Why does the logistic regression estimate log odds instead of odds? I’ll answer it in the end.

Estimating the Log Odds

Let’s do something very simple: assume that the log odds is a linear function of a person’s IQ, age and education level. So, our model can be written as
\[logit(p)\approx w_0+w_1x_1+w_2x_2+w_3x_3=w^Tx\] where \(w=[w_0,\dots,w_3]\) is a vector of coefficients, \(x=[1, x_1,\dots, x_3]\) are some personal traits of \(x\). We need the 1 in the beginning to multiply with \(w_0\). The rightmost formula is the matrix form of the same equation. As we said before, sigmoid of \(logit(p)=p\), so,
\[P(Y=1|X=x)=\sigma(w^Tx), P(Y=0|X=x)=1-\sigma(w^Tx)\]  There is a very nice trick to combine these two equations \[P(Y=y|X=x)=\sigma(w^Tx)^y(1-\sigma(w^Tx))^{1-y}\] You should verify that this last equation is equivalent to the previous two equatiosn for \(y=0,1\).

Now, our model has an unknown parameter \(w\). How can we find it? We obviously need data! For this part, we need to have \(n\) people take this challenge and record the outcome. Let’s say that \(\mathfrak{X}=[x_1,x_2,\dots,x_n]\) are the set of persons and \(\mathfrak{Y}=[y_1,\dots,y_n]\) are their respective outcomes. Note that here \(x_i\)s are vectors, each of which contain 1 offset field and 3 personal traits. We’ll try to learn \(w\) from the data.  This is why \(\mathfrak{X}\) and \(\mathfrak{Y}\) are called training data.

Maximum Likelihood Estimation

Our strategy will be to find \(w\) such that our estimate matches each outcome \(y_i\) as closely as possible. For instance, if person 3 passed the challenge, then \(y_3=1\). So, the \(w\) we select should make \(P(Y=1|X=x_3)\) as close to 1 as possible. This is called maximum likelihood estimation (MLE). In simple English, this means “tune” (please forgive me, statisticians!) your parameters such that the probability of getting current dataset is maximized. Is that the only way to look for parameters? No, there are many more such strategies. In fact, there is a very similar strategy called maximum a posteriori estimation.  MLE is widely used because of its nice theoretical properties.
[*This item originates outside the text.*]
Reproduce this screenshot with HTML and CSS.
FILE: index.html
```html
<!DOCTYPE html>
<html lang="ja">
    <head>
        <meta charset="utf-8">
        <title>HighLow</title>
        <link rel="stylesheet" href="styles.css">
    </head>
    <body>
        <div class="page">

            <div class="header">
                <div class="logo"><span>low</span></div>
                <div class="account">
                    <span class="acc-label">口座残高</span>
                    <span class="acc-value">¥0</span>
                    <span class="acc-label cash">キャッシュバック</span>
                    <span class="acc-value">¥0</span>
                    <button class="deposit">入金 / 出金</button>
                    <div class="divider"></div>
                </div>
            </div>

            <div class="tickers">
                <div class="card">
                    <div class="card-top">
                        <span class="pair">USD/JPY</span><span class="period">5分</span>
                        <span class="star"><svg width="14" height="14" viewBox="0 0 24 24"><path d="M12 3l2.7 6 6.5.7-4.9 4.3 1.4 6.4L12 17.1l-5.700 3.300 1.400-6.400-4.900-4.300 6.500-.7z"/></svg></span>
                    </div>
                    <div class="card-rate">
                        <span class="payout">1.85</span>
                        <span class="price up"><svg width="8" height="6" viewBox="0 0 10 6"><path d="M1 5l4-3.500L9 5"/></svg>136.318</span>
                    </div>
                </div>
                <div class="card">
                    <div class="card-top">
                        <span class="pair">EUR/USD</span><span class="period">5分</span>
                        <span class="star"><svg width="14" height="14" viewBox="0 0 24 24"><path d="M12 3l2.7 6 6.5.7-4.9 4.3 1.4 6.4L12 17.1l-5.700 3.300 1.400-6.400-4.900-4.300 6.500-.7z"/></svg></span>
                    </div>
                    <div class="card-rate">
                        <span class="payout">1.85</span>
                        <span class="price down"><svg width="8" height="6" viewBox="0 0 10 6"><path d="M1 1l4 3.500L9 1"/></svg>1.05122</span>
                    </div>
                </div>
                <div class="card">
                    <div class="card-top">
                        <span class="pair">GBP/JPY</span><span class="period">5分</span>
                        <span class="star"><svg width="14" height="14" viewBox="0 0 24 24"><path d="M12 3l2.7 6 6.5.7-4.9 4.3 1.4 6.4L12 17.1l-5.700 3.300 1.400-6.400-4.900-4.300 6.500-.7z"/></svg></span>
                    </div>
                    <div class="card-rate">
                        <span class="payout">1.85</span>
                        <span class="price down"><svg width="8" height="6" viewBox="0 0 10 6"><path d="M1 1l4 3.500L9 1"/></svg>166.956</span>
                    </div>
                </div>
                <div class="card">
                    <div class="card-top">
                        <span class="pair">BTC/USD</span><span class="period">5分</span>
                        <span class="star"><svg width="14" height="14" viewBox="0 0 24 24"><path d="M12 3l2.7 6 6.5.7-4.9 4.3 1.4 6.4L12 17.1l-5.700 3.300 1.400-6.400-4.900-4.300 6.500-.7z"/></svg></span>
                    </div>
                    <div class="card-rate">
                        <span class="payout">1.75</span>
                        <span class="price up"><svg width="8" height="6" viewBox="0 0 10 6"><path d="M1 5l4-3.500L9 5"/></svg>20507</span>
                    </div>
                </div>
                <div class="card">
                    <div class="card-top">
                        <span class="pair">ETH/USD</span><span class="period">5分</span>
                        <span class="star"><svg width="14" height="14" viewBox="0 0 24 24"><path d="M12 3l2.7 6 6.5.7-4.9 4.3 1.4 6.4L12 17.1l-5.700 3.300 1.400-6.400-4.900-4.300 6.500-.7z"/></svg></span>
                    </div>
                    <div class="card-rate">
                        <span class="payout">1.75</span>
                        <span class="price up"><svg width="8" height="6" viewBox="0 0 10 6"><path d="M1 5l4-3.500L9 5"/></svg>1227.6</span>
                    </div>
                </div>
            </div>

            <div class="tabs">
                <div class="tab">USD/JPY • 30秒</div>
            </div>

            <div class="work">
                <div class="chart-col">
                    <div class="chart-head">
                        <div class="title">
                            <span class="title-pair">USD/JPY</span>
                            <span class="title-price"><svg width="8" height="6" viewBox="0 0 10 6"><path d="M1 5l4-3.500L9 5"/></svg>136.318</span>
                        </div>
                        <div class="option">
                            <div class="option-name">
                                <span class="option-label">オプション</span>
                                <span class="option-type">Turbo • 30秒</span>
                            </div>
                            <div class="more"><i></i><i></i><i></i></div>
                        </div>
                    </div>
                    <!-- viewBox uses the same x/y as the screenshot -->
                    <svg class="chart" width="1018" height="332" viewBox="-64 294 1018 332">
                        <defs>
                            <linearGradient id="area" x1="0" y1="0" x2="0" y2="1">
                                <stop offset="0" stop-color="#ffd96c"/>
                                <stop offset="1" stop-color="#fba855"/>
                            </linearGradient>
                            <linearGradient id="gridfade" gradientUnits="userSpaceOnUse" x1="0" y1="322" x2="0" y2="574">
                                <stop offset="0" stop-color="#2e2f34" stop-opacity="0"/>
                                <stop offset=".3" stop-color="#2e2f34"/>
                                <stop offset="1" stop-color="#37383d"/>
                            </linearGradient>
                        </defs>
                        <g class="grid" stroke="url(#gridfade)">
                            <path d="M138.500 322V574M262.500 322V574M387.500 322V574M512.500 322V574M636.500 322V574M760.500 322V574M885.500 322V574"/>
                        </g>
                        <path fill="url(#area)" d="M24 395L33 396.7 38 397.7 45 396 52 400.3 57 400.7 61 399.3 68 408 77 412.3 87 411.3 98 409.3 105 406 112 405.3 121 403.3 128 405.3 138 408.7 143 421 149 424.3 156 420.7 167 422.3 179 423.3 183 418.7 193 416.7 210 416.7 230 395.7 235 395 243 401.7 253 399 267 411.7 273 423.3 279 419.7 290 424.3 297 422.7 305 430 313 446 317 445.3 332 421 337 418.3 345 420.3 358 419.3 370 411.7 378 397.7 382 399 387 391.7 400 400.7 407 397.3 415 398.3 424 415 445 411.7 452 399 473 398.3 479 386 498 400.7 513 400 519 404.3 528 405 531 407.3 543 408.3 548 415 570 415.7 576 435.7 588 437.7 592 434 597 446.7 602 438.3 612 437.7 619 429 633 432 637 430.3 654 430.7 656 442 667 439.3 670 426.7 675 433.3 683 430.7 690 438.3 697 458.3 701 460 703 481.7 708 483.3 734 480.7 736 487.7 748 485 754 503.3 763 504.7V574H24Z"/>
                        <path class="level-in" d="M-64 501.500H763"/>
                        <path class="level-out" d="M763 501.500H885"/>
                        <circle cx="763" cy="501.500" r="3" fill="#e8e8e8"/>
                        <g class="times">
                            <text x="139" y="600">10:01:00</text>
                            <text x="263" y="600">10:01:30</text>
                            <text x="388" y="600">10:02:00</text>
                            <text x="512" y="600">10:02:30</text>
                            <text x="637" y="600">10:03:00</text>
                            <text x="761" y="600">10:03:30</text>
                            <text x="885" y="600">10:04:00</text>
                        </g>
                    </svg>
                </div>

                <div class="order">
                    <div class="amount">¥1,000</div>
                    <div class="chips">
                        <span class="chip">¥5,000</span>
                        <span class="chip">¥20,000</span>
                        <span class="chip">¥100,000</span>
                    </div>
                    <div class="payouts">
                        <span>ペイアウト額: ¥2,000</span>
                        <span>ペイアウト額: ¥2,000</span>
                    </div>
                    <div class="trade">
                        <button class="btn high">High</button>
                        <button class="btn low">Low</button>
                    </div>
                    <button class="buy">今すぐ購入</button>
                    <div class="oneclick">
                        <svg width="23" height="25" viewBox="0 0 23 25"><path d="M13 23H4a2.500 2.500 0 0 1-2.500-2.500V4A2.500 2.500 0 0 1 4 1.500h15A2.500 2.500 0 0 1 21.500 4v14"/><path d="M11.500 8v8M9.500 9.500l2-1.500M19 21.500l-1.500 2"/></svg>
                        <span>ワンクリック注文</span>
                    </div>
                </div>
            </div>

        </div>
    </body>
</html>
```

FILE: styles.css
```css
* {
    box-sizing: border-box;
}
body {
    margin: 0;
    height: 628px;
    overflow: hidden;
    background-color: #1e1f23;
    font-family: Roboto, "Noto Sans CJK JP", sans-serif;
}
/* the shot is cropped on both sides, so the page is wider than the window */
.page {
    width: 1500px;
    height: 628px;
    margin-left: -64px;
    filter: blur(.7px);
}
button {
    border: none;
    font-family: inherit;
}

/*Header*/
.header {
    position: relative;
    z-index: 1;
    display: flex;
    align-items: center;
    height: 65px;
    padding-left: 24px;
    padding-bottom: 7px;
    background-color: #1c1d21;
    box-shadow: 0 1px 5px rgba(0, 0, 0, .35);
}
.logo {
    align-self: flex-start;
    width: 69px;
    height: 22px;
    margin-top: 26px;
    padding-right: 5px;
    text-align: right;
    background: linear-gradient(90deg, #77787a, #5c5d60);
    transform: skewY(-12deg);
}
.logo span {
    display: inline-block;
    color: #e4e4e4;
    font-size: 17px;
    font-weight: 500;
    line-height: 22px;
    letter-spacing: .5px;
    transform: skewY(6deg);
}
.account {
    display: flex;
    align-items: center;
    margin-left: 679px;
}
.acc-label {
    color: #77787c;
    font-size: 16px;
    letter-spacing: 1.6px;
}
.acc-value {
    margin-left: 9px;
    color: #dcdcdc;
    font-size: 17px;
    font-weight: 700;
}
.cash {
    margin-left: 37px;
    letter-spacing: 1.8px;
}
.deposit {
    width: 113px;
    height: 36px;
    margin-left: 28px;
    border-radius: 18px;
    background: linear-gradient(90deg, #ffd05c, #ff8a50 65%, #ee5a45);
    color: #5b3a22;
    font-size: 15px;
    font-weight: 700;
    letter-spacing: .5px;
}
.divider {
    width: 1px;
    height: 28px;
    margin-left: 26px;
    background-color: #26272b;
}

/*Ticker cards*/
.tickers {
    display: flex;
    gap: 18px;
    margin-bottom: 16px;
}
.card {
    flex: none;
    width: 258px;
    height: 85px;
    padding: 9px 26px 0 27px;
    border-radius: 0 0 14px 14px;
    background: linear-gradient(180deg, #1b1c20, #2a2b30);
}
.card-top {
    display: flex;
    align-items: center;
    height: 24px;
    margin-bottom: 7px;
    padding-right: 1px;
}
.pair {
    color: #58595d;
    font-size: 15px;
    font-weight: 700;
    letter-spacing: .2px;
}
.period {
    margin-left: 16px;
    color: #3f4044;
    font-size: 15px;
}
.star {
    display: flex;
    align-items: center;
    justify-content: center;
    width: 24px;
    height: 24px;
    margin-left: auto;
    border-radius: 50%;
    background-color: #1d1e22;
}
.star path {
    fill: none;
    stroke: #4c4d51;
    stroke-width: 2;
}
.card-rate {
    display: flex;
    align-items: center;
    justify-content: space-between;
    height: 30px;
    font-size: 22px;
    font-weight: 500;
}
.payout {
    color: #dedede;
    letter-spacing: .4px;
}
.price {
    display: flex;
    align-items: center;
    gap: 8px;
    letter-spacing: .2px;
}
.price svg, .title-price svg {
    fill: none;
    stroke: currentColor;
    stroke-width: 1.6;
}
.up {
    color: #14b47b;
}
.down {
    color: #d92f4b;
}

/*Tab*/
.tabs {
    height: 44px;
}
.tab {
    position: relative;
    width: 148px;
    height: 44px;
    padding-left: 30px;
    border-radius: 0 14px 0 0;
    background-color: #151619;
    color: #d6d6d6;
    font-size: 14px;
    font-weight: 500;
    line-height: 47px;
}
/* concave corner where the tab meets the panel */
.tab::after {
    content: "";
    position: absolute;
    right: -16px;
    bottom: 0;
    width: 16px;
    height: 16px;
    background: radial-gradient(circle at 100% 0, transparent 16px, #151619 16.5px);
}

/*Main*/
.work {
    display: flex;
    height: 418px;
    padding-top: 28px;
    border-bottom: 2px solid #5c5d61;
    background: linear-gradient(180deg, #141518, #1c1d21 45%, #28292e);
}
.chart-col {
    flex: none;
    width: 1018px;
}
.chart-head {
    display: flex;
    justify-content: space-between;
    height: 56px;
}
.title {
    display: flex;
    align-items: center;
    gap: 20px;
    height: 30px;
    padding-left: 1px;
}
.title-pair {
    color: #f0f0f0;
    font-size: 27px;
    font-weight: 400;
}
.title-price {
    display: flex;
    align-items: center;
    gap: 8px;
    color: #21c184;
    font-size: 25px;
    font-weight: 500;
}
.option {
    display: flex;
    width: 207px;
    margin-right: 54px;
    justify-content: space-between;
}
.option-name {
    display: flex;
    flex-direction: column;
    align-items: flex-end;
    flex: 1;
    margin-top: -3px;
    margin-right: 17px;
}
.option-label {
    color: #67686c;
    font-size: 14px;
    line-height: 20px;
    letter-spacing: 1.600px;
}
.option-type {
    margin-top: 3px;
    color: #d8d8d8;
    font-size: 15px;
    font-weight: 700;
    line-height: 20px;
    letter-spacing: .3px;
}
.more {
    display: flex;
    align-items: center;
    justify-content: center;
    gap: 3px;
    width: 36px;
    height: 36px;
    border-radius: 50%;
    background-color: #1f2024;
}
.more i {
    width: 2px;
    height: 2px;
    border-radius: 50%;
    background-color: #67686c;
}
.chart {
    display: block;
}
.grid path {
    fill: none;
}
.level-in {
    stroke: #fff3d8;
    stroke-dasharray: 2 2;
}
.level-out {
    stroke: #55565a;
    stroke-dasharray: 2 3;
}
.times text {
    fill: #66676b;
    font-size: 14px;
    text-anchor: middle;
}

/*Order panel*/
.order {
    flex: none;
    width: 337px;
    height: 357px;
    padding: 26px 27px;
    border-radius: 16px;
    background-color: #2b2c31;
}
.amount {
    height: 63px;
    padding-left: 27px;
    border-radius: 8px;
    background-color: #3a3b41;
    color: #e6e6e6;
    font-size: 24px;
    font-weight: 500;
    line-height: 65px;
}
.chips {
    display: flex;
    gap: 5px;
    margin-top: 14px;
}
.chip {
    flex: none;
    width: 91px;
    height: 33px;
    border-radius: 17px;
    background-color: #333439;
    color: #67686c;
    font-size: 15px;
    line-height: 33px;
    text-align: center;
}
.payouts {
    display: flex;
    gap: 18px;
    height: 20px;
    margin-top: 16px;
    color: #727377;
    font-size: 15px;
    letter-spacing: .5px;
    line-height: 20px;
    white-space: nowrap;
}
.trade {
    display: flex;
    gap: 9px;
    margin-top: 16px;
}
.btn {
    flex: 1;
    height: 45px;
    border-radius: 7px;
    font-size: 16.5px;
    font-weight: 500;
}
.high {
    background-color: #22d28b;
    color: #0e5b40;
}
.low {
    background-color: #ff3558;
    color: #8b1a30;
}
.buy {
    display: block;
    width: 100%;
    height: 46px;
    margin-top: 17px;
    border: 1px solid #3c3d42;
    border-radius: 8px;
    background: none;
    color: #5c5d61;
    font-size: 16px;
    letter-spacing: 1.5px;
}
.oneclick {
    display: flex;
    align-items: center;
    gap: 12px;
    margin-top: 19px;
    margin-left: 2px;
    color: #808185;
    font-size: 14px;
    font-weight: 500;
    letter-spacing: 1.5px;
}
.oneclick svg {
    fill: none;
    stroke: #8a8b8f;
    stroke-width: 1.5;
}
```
So, we want \begin{align*}\max_{w}P(Y=\mathfrak Y | X=\mathfrak X, w)&=\prod_{i=1}^n\max_{w}P(Y=y_i|X=x_i, w)\\
&=\prod_{i=1}^n\max_{w}\sigma(w^Tx_i)^{y_i}(1-\sigma(w^Tx_i))^{1-y_i}
\end{align*} Note that by maximizing likelihood at each datapoint, and optimizing for \(w\), we are making two very crucial assumptions, that is:

  1. Independence: Performance of each person point does not affect performance of any other person. If this was a group project, it would not be true.
  2. Identical Distribution: People’s traits come from identical distributions so same \(w\) will fit all of them. If the data came from two very different groups, such as kindergarten kids and college students, this might not be true.
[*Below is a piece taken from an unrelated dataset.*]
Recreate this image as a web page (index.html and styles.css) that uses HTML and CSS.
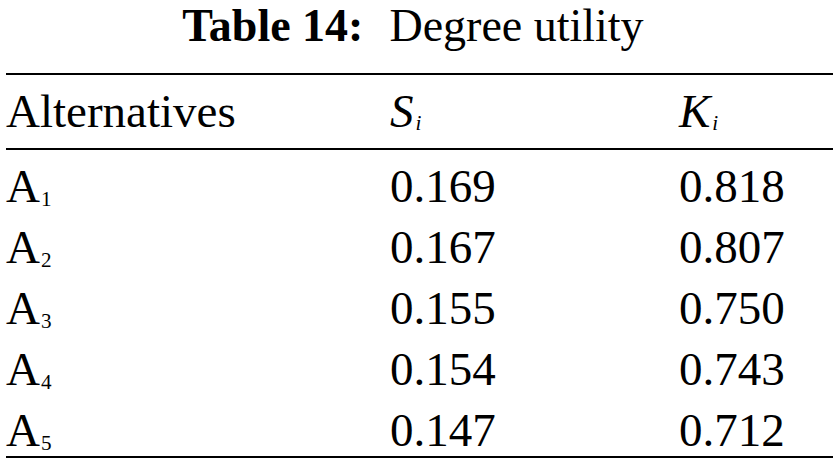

We can take log of the right hand side to to convert all the multiplications into summations. This won’t affect the optimal choice of \(w\) since the same \(w\) would also maximize the log of the right hand side. Thus our objective is \[\max_w\sum_{i=1}^ny_i\log(\sigma(w^Tx_i))+(1-y_i)\log(1-\sigma(w^Tx_i))\]

The Loss Function

In machine learning, the standard way of writing an optimization problem is to write it as a minimization problem. The objective is called the loss function. So, by flipping the sign of the objective, our problem becomes \[L(w)=\min_w\sum_{i=1}^n-y_i\log(\sigma(w^Tx_i))-(1-y_i)\log(1-\sigma(w^Tx_i))\] This is the so called negative log loss. The gradient of this function is \[\nabla_wL = -\sum_{i=1}^nx_i(y_i-\sigma(w^Tx_i))\] Now all is left to do is gradient descent with appropriate step size.

One lovely thing about this loss function is that it is convex, thus any local minimum is also a global minimum. Consequently, gradient descent is guaranteed to find the optimum solution.
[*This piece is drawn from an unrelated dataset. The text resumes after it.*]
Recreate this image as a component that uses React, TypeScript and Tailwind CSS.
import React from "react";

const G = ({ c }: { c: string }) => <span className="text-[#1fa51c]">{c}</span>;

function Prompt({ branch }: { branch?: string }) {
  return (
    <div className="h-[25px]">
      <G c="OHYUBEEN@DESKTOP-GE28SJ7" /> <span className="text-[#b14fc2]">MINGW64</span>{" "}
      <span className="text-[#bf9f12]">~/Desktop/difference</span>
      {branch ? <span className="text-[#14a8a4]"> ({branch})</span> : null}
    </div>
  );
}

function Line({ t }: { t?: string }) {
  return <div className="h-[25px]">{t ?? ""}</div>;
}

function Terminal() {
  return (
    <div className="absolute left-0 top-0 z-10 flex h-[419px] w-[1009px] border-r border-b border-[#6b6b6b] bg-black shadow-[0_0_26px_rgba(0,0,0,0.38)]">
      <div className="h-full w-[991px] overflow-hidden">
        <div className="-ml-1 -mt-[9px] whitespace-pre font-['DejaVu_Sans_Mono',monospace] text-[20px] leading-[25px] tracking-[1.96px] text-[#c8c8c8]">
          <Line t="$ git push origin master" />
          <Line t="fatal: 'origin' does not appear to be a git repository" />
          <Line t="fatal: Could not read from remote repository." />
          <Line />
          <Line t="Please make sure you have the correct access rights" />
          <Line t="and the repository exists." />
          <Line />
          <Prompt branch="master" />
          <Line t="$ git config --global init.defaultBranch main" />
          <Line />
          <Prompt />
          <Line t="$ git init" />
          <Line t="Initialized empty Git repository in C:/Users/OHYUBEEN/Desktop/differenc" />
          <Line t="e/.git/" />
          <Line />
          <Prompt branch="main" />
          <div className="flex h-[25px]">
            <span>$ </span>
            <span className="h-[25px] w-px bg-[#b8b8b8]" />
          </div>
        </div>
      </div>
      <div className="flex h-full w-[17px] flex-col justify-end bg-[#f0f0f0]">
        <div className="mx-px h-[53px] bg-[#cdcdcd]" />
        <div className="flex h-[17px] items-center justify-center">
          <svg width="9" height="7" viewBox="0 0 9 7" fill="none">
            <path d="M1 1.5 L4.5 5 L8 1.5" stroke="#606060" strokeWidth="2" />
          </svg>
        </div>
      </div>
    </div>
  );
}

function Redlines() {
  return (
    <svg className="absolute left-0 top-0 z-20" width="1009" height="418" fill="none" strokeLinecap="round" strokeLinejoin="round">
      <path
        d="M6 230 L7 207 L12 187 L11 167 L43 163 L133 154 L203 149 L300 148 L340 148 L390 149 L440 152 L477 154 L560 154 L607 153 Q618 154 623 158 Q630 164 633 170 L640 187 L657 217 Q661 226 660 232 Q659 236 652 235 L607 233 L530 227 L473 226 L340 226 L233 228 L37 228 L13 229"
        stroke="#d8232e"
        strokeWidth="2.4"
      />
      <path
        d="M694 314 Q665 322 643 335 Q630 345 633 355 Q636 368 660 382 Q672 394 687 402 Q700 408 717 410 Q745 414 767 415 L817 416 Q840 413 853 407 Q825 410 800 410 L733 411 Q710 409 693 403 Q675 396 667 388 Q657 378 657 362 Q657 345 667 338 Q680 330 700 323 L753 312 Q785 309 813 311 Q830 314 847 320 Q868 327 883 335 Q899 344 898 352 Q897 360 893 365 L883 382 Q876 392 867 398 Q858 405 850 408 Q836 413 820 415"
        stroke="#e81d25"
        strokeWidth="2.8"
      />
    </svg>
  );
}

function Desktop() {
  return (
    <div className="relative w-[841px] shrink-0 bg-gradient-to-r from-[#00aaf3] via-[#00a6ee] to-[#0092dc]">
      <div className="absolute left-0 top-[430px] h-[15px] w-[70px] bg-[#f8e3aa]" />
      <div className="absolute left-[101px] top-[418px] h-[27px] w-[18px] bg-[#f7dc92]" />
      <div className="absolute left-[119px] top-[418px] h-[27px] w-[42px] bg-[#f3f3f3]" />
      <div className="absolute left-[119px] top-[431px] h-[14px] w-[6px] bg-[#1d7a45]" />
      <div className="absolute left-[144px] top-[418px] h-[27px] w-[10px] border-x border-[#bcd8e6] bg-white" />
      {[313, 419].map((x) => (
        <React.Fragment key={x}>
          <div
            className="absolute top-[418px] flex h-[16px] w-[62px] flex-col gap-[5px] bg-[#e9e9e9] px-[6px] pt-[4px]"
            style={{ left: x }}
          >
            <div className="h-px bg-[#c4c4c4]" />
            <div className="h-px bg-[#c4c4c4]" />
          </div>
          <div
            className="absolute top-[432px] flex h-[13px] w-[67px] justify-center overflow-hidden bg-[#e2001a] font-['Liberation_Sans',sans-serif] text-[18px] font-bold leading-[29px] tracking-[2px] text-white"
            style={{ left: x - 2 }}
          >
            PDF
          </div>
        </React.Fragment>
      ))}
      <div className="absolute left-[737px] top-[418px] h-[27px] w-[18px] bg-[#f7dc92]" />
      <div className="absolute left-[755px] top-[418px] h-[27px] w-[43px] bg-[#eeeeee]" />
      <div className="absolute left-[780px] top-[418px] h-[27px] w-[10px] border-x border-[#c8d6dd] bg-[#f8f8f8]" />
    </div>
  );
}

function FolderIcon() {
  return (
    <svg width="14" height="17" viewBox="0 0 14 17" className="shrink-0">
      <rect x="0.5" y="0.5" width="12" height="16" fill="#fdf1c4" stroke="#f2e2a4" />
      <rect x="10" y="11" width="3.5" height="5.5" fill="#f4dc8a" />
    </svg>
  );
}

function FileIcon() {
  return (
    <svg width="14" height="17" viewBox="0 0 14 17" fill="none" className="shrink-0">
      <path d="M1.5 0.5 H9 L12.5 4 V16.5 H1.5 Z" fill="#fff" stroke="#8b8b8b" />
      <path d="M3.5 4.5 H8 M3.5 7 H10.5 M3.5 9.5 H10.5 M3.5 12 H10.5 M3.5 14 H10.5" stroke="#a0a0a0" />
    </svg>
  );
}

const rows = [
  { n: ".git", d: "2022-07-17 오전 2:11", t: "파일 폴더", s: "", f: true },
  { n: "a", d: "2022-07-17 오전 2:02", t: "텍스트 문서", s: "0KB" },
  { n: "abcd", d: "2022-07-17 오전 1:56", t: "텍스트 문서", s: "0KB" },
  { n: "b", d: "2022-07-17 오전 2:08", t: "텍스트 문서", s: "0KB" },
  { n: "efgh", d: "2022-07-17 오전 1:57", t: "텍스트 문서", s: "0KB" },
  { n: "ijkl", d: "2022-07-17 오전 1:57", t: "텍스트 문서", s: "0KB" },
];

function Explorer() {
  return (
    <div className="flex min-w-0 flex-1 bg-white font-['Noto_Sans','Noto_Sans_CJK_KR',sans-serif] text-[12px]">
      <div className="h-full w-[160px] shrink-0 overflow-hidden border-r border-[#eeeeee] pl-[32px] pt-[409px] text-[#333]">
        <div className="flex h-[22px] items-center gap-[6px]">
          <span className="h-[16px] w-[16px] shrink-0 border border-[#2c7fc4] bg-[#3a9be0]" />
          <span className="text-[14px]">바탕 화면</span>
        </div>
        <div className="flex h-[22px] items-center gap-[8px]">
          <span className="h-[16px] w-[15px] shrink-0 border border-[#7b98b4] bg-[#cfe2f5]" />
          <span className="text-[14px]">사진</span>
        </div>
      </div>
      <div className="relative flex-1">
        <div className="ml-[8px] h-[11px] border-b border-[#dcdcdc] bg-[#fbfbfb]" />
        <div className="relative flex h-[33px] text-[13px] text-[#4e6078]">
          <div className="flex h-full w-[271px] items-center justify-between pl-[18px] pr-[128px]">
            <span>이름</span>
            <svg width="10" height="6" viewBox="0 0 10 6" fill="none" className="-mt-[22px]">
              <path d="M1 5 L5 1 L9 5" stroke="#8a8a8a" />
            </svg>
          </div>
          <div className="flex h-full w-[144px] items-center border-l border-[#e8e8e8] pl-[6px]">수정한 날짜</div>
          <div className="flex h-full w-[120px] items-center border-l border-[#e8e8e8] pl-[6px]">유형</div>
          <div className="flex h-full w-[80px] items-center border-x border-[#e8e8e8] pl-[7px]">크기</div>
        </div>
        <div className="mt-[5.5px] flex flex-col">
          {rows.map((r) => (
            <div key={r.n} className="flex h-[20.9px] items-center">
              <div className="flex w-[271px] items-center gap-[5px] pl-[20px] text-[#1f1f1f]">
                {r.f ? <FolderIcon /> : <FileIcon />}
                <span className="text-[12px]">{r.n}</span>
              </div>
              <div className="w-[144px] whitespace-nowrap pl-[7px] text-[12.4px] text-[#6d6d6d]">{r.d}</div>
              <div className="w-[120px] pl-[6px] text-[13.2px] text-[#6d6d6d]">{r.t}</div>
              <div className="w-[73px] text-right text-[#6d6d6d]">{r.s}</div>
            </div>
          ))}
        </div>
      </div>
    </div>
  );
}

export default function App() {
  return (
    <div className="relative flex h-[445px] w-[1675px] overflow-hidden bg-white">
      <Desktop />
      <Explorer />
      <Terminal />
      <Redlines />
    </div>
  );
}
Exercise: Show that \(L(w)\) is convex. (Hint: A (twice-differentiable) convex function of an affine function is a convex function.)

Why Estimate Log Odds?

If you estimate odds \(o(p)\) directly, then \(p=o(p)/(1+o(p))\). Graph of this function is asymmetric as opposed to sigmoid. You could still follow all the steps of MLE, but the resulting loss function will be non-convex. Thus, the gradient descent approach might get stuck in a local minimum.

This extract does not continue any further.